Implemented as matrix-vector multiplication between an OC×IC weight matrix W and an IC×1 activation vector a, FCLs constitute a large portion of the weights that can be pruned to sparse matrices. In the context of sparse FCLs, the choice between inner-product or outer-product matrix-vector multiplication can have an impact on the compressed weight representation and the hardware's ability to leverage dynamic activation sparsity. In the case of the inner product, the output of matrix-vector multiplication is computed using a series of dot product operations between a row of W and the entire input activation a. As a result, the weights are compressed along the row and it is difficult to leverage activation sparsity (i.e., element-wise matching and skipping is necessary). In the case of the outer product, the output of matrix-vector multiplication is computed by merging the partial vectors that result from multiplying an entire column of W by one element in a. Therefore, the weights are compressed along the column, which means that we can inherently leverage activation sparsity by employing an input stationary dataflow that detects zero activations and skips entire weight columns that do not contribute to the final result.
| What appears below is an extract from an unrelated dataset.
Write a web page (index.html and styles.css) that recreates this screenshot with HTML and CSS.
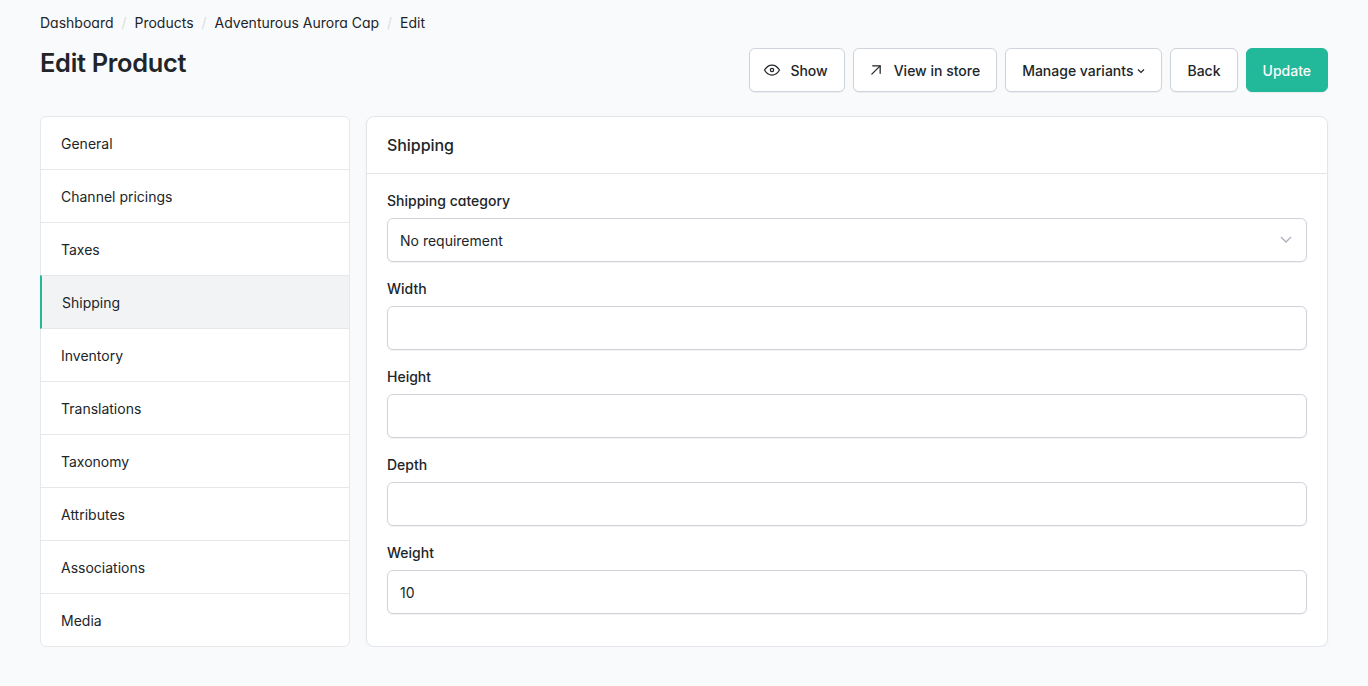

In addition, prior works on accelerator architectures optimized for sparse FCLs such as EIE have demonstrated that the location of non-zero weights in W has a significant impact on compute and memory resource utilization. For example, employing a variation of compressed sparse column to encode the non-zero values of W; such an accelerator parallelizes the non-zero multiplications of the matrix-vector operation over 64 processing elements (PE). However, because of the random location of non-zero values and non-uniform sparsity in the FCLs, EIE suffers from two main challenges. The first is load balancing where PEs are assigned a varying number of non-zero weights to multiply the same activation value. Maintaining high utilization requires costly data staging buffers to gather matching pairs. The second is extraneous weight zero padding, which stems from their compressed sparse column scheme. This can lead to inefficient memory utilization and to a sub-optimal number of memory accesses. SONA introduces a new CBB-based structured sparsity pattern to overcome these issues.
Unstructured sparsity leads to a changing number of matching non-zero weight and activation pairs from cycle to cycle such that MAC array utilization becomes unbalanced. In the case of transform domain neural networks with less aggressive pruning ratios, the overhead of unstructured sparsity becomes more noticeable. Mitigating this overhead comes at the cost of increased complexity, for example using large data staging buffers or indexing modules with wide multiplexing logic, which in turn translates to energy inefficiency that overshadows the potential benefits.
Therefore, the proposed SONA architecture is motivated by the drawbacks of existing unstructured sparse DNN accelerator architectures such as SCNN and EIE as well as by the promise of HTNNs. Thus far, the theoretical analysis for HTNN's gain does not address challenges at the hardware level for devising an accelerator architecture that can efficiently exploit the properties of HTNNs to maximize the observable gain. At the architecture level, sparse-orthogonal WHT-domain convolution requires an accelerator with weight and activation memory organizations that cater to the patch-based operation of HTNNs. The architecture's dataflow and memory organization must limit the overhead of WHT-domain computations by reusing the transformed patches across multiple kernels. Performing BS-CSD multiplication requires a different weight representation and additional overhead to determine the variable sign and shift amount of the addition/subtraction operands. Also, HTNNs require multiple WHT variants that can vary depending on the network model.
Note that, despite minimizing the overhead of leveraging weight sparsity of sparse-orthogonal kernels for transform convolution layers, the original HTNN does not provide a framework for learning structured sparsity for FCLs. Moreover, unlike prior sparse CNN accelerators such as SCNN, HTNNs do not leverage activation sparsity in (transform) convolution layers, which makes it more challenging to compete with such designs and unclear whether an accelerator targeting HTNNs can indeed outperform prior designs.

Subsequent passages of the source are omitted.